To form a corporation or LLC you generally need articles of incorporation or organization, an operating agreement or bylaws, an employer identification number, and initial resolutions or membership agreements. Accurate formation documents establish management structure, ownership percentages, and capital contributions to avoid disputes later. In Virginia, filings with the State Corporation Commission are required along with fees and proper naming conventions. After formation, compliance includes obtaining required licenses, registering for taxes, maintaining records, and following corporate formalities to preserve liability protection and operational integrity.
Protecting business assets often involves entity structuring to separate personal and business liabilities, maintaining adequate insurance, and using contracts that limit exposure. Establishing LLCs or corporations for different business lines, and observing governance formalities, helps create legal separation between owners and business obligations. Additional measures include careful contract drafting, appropriate indemnity provisions, use of buy-sell agreements, and asset protection planning that conforms to the law. Proper planning should be undertaken before liabilities arise, and coordinated with insurance and tax advisors to achieve balanced protection while remaining compliant.
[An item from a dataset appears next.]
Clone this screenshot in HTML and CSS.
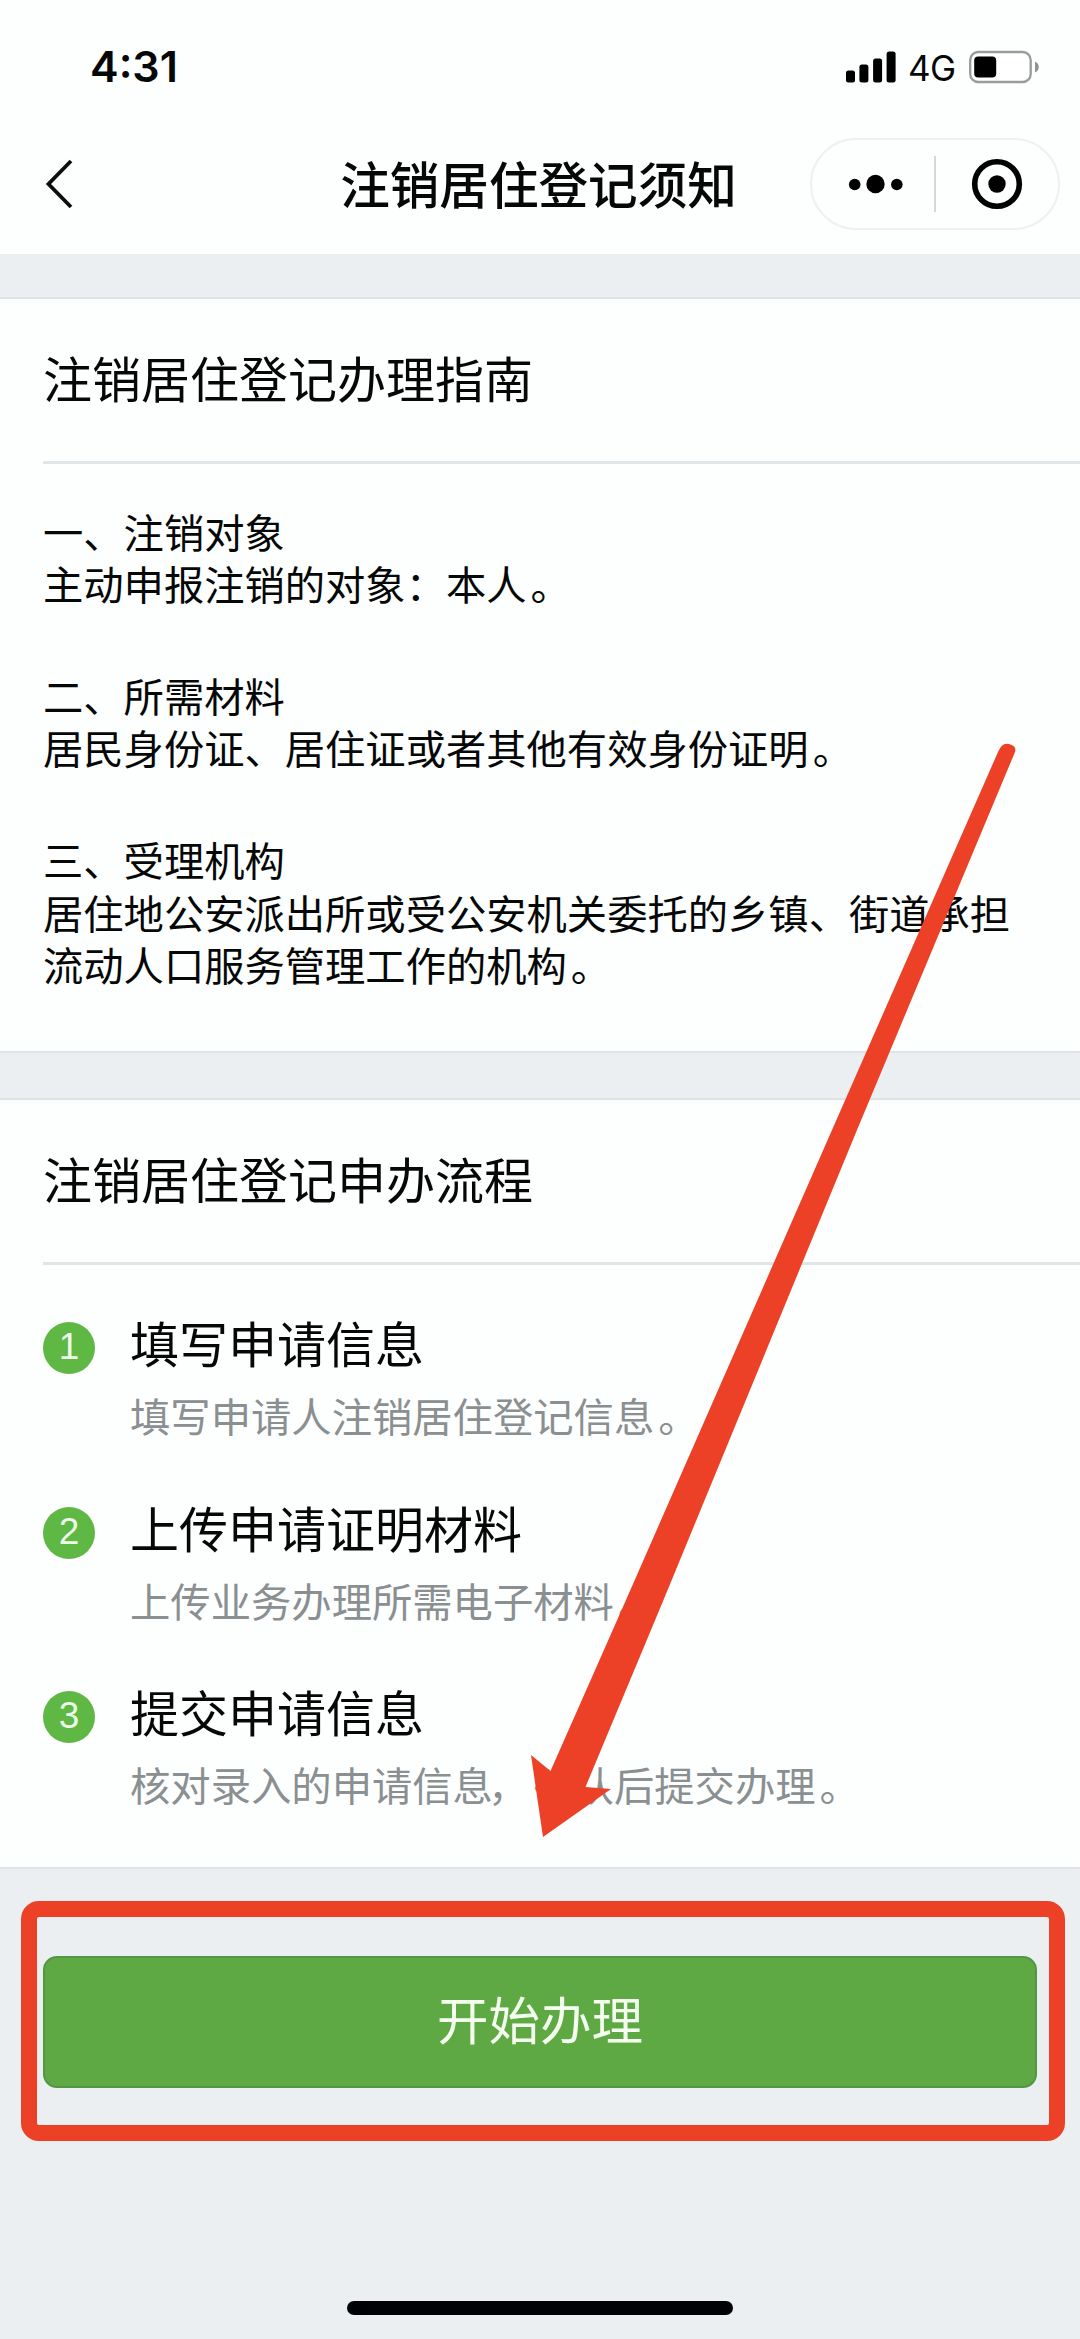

During the first meeting, expect to discuss your goals, family and business structure, and any existing legal documents. Bring relevant records such as deeds, account statements, business formation papers, and prior estate documents so the attorney can assess assets and identify immediate needs and gaps in current planning. The meeting typically concludes with recommended next steps, an outline of services and fees, and a proposed timeline. If engagement proceeds, counsel will gather additional information, prepare drafts of necessary documents, and coordinate with financial or tax advisors as needed to implement the agreed plan.